I got out of the car and stretched my legs.  Peering down the road leading back to that from which I was running, I wondered for the hundredth time if I should just call it quits.  Back and forth I went; from fear to resolve.  Irrationally, I thought an act of bravado might purge me of my iniquities.  I walked around to the front and looked at the damaged road.  Like the erosion of my life, the turbulent winter flood had gouged a great swath of land and forest; literally altering its course.  The dirt road itself was cleanly sliced off to a sharp edge, and trailed off to nothing just 30 yards past the boulder sentinels.  It appeared as though I could get up into the forest and walk around the damaged part, and I mentally committed to conquer the challenge.  But first, I had a more pressing achievement on my mind.

As I took a roll of toilet paper into the woods for my morning constitutional, another sign appeared – this one without letters, but with a symbolism clearer than any written message.  There, not four feet directly in front of where I was squatting with uneasy concentration, was a large-bore pile of ominous bear shit.  This double-wide beauty had been laid by a very BIG bear with a very BIG ass, and instead of freaking out as I should have done, I grinned at the absurdity that this was the first time in my life I was contemplating two bowel movements at the same time.  Oh, how the sense of humor both saves and condemns!  Great, now what should I do?  The ranger had told me on the phone a week ago that there was bear sign reported on the trail during Labor Day Weekend, although no actual sighting of the perpetrator.  Come to think of it, he had failed to mention an even more important detail: the lack of a road to the trailhead.  Maybe his information was of the usual government quality.  This pile appeared rather fresh, although it was hard to make an accurate assessment because of the recent rains.  At least it was composed entirely of leaves and berries, and not bits of chewed up backpackers.

If I weren’t here to see this, would it all be the same?  Like the childhood question, “If a tree falls in the forest and nobody is there to hear it, does it make a sound?”  I wonder, if there weren’t any humans with the ability to perceive beauty, would there be any aesthetic value to the wilderness?  Do the animals ever stop and smell the flowers?  Is there art without an observer? Is beauty possible without the eye of a beholder?

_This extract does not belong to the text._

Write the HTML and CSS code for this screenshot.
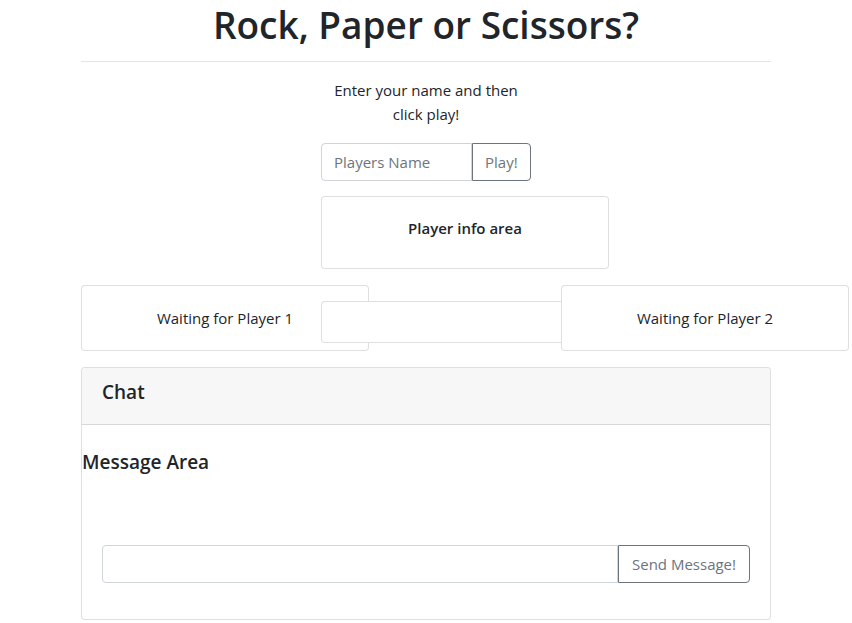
FILE: index.html
```html
<!DOCTYPE html>
<html lang="en">
<head>
<meta charset="utf-8">
<title>Rock, Paper or Scissors?</title>
<link rel="stylesheet" href="styles.css">
</head>
<body>
<div class="container">
  <h1 class="title">Rock, Paper or Scissors?</h1>
  <hr class="rule">

  <div class="grid3">
    <div></div>
    <div class="join">
      <p class="intro">Enter your name and then click play!</p>
      <div class="input-group">
        <input class="field" type="text" placeholder="Players Name">
        <button class="btn">Play!</button>
      </div>
      <div class="card info-card">
        <h6 class="info-title">Player info area</h6>
      </div>
    </div>
    <div></div>
  </div>

  <div class="grid3 players">
    <div class="card player-card">Waiting for Player 1</div>
    <div class="card middle-box"></div>
    <div class="card player-card">Waiting for Player 2</div>
  </div>

  <div class="card chat">
    <div class="chat-header"><h5 class="chat-title">Chat</h5></div>
    <h5 class="msg-area">Message Area</h5>
    <div class="chat-body">
      <div class="input-group">
        <input class="field grow" type="text">
        <button class="btn">Send Message!</button>
      </div>
    </div>
  </div>
</div>
</body>
</html>
```

FILE: styles.css
```css
* { box-sizing: border-box; }
body {
  margin: 0;
  font-family: "Open Sans", "Noto Sans", sans-serif;
  font-size: 15px;
  line-height: 24px;
  color: #212529;
  background: #fff;
}
.container {
  width: 690px;
  margin: 0 auto;
}
.title {
  margin: 0;
  padding-top: 1px;
  height: 48px;
  font-size: 37px;
  line-height: 48px;
  font-weight: 600;
  text-align: center;
}
.rule {
  margin: 13px 0 16px;
  border: 0;
  border-top: 1px solid rgba(0,0,0,.1);
}
.grid3 {
  display: grid;
  grid-template-columns: 210px 210px 210px;
  column-gap: 30px;
}
.intro {
  margin: 0 auto;
  width: 190px;
  text-align: center;
}
.input-group {
  display: flex;
  height: 38px;
  margin-top: 17px;
}
.field {
  width: 151px;
  height: 38px;
  padding: 6px 12px;
  font: inherit;
  color: #495057;
  border: 1px solid #ced4da;
  border-radius: 4px 0 0 4px;
  outline: none;
}
.field::placeholder { color: #6c757d; }
.grow { flex: 1; }
.btn {
  height: 38px;
  padding: 6px 12px;
  font: inherit;
  color: #6c757d;
  background: #fff;
  border: 1px solid #6c757d;
  border-radius: 0 4px 4px 0;
}
.chat .btn { width: 132px; padding: 6px 10px; }
.card {
  background: #fff;
  border: 1px solid rgba(0,0,0,.125);
  border-radius: 4px;
}
.info-card {
  width: 288px;
  height: 73px;
  margin-top: 15px;
  padding: 19px 20px;
  text-align: center;
}
.info-title {
  margin: 0;
  font-size: 15px;
  line-height: 24px;
  font-weight: 600;
}
.players {
  margin-top: 16px;
  align-items: start;
}
.player-card {
  width: 288px;
  height: 66px;
  padding: 20px;
  text-align: center;
}
.middle-box {
  width: 288px;
  height: 42px;
  margin-top: 16px;
}
.chat {
  margin-top: 16px;
  height: 253px;
}
.chat-header {
  height: 57px;
  padding: 12px 20px;
  background: #f7f7f7;
  border-bottom: 1px solid rgba(0,0,0,.125);
  border-radius: 4px 4px 0 0;
}
.chat-title {
  margin: 0;
  font-size: 19px;
  line-height: 24px;
  font-weight: 600;
}
.msg-area {
  margin: 25px 0 0;
  font-size: 19px;
  line-height: 24px;
  font-weight: 600;
}
.chat-body {
  padding: 54px 20px 0;
}
```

The universe created self-awareness through humans so it could appreciate beauty.  This necessitated the creation of ego, to objectify creation and provide the perspective from which to perceive and know.  This experiment of understanding would appear now to be incredibly risky.  Has the Ego run amok after tasting the fruits of the Tree of Knowledge, despite the best intentions of its Creator?  Or is creation proceeding exactly as planned, aware of the delusions that would be produced by too much self-awareness, and having a plan for that, too?

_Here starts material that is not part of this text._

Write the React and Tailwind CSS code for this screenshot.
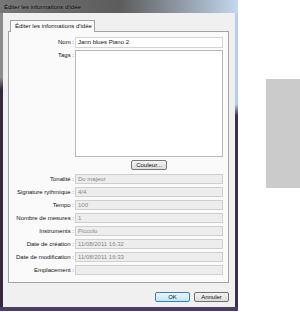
const LABEL_W = 'w-[66px]'

function Row({ label, children, className = '' }) {
  return (
    <div className={`flex items-start ${className}`}>
      <div className={`${LABEL_W} shrink-0 pr-[1px] text-right leading-[10px] text-[#111]`}>{label}</div>
      <div className="flex-1">{children}</div>
    </div>
  )
}

function ReadOnly({ value }) {
  return (
    <div className="h-[10px] border border-[#cfcfcf] bg-[#ededed] pl-[2px] leading-[8px] text-[#888]">
      {value}
    </div>
  )
}

const readOnlyRows = [
  ['Tonalité :', 'Do majeur'],
  ['Signature rythmique :', '4/4'],
  ['Tempo :', '100'],
  ['Nombre de mesures :', '1'],
  ['Instruments :', 'Piccolo'],
  ['Date de création :', '11/08/2011 16:32'],
  ['Date de modification :', '11/08/2011 16:33'],
  ['Emplacement :', ''],
]

export default function App() {
  return (
    <div className="flex h-[312px] w-[300px] overflow-hidden bg-white font-['Liberation_Sans',Arial,sans-serif] text-[6px]">
      {/* Dialog window */}
      <div className="flex h-[311px] w-[238px] shrink-0 flex-col">
        {/* Title bar */}
        <div className="flex h-[13px] shrink-0 items-center bg-gradient-to-r from-[#767676] via-[#5c5c5c] to-[#c3d8ee] pl-[4px] pt-[1px] text-black [text-shadow:0_0_2px_#9a9a9a]">
          Éditer les informations d'idée
        </div>

        <div className="flex flex-1">
          <div className="w-[3px] bg-gradient-to-b from-[#8c8c8c] from-[22%] to-[#34283f] to-[26%]" />

          {/* Client area */}
          <div className="flex flex-1 flex-col bg-[#f0f0f0] pl-[5px] pr-[6px] pt-[7px]">
            {/* Tab header */}
            <div className="relative z-10 -mb-[1px] ml-[2px] h-[12px] w-[85px] border border-b-0 border-[#a3a3a3] bg-[#fafafa] pl-[4px] leading-[11px] text-[#111]">
              Éditer les informations d'idée
            </div>

            {/* Tab panel */}
            <div className="flex h-[252px] flex-col border border-[#a3a3a3] bg-[#fafafa] pr-[5px] pt-[5px]">
              <Row label="Nom :">
                <div className="h-[11px] border border-[#d3d3d3] bg-white pl-[2px] leading-[9px] text-[#111]">
                  Jann blues Piano 2
                </div>
              </Row>

              <Row label="Tags :" className="mt-[2px]">
                <div className="h-[107px] border border-[#b8b8b8] bg-white" />
              </Row>

              <Row className="mt-[3px]">
                <div className="flex justify-center">
                  <div className="h-[10px] w-[36px] rounded-[2px] border border-[#777] bg-gradient-to-b from-[#f4f4f4] to-[#dcdcdc] text-center leading-[8px] text-[#111]">
                    Couleur...
                  </div>
                </div>
              </Row>

              <div className="mt-[4px] flex flex-col gap-[3px]">
                {readOnlyRows.map(([label, value]) => (
                  <Row key={label} label={label}>
                    <ReadOnly value={value} />
                  </Row>
                ))}
              </div>
            </div>

            {/* Buttons */}
            <div className="mt-[9px] flex justify-end gap-[4px]">
              <div className="h-[10px] w-[35px] rounded-[2px] border border-[#3c7fb1] bg-gradient-to-b from-[#eaf6fd] to-[#bee6fd] text-center leading-[8px] text-[#111]">
                OK
              </div>
              <div className="h-[10px] w-[35px] rounded-[2px] border border-[#707070] bg-gradient-to-b from-[#f2f2f2] to-[#dcdcdc] text-center leading-[8px] text-[#111]">
                Annuler
              </div>
            </div>
          </div>

          <div className="w-[3px] bg-gradient-to-b from-[#b8cfe8] from-[31%] to-[#3b2e50] to-[35%]" />
        </div>

        {/* Bottom frame */}
        <div className="h-[4px] shrink-0 bg-[#4e3b66]" />
      </div>

      {/* Right side */}
      <div className="flex-1 pl-[28px] pt-[79px]">
        <div className="h-[109px] bg-[#cbcbcb]" />
      </div>
    </div>
  )
}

Again, I decided that courage and faith would guide me, although I was sure that any bear I might meet that day would be more impressed with my speed than my fortitude.  So, I installed my pack firmly on my back and walked past the symbolic gateway of boulders, down the diminishing access road.  The road petered out, and I had to walk along a steep hillside and grab little trees to get around them.  With each few steps I was more and more impressed with the extent of the damage from last winter’s forceful flood.  Huge logs were strewn in house-sized piles along the widened river bed like Tinker toys, and the river itself had arrogantly decided to relocate about 100 yards west of where it had been.  As I expected, the road reappeared gradually on the other side of this wash.  I passed a final unlikely knot of trees, huddled together at the edge of the washout in a shocked overhanging clump.  Somehow these steadfast beings had managed to divert an entire river’s focused rage.  Then, about ¼ mile down the road and still another ¼ mile from the trailhead, the road was abruptly washed out by another new bend of the river cutting right up against a much steeper hillside.  Here, the trees closest to the edge were thick and choked with debris.  The river rushed loudly over 50 feet below a sheer drop where the road itself used to be, smugly congratulating itself on its audacity.  The recent rains had swollen it to a degree of mayhem where even a daring hiker would not risk the crumbling eyebrow of purchase that remained on the steep slope.  To cross safely, I would have to detour way up into the forest above the river’s new bank.  I thought about the bear shit.

I had promised myself (and my wife) that I would not be daring on this trip, with nobody around to help me if I fell and got injured, or was ravaged by some bear that had a bad attitude because of an exceptionally wide anus.  “Okay,” I said resignedly to myself, “God obviously doesn’t want me to do this.  Maybe I bit off more than I can chew.”

Then the little devil appeared with a “poof” on my shoulder just like in a cartoon, and said, “Aw, come on!  Guys go backpacking solo all the time!  Even ladies do it!  Be a man!”  I remembered Colin Fletcher again, who walked the entire length of the Sierra Nevada all by himself.  My head was filled with conflict as I traipsed back to the car.  Naturally, the little angel appeared on the other shoulder.  “Think about your responsibilities!  What will happen to your family if something goes wrong?”  I decided maybe car camping wouldn’t be so bad, after all.

But damn it, I wanted to be alone… not squeezed in with a bunch of safe, amateur campers and droning RV generators!  I made one more concession to my dilemma.  This road was also a loop, and if I could get to the trailhead from the north side, I would still continue my quest.  Otherwise, it was hot dogs and beer can city for me.  If there’s anything I’ve learned from dealing with a lifetime of setbacks and failures, it’s that as soon as I commit to an activity that will improve my outlook, the universe manifests all manner of impediments to test if I am worthy of the reward.

“When we get out of the glass bottles of our ego,
and when we escape like squirrels turning in the cages of our personality
and get into the forest again,
we shall shiver with cold and fright
But things will happen to us
so that we don’t know ourselves.

Cool, unlying life will rush in,
and passion will make our bodies taut with power,
we shall stamp our feet with new power
and old things will fall down,
we shall laugh, and institutions will curl up like burnt paper.”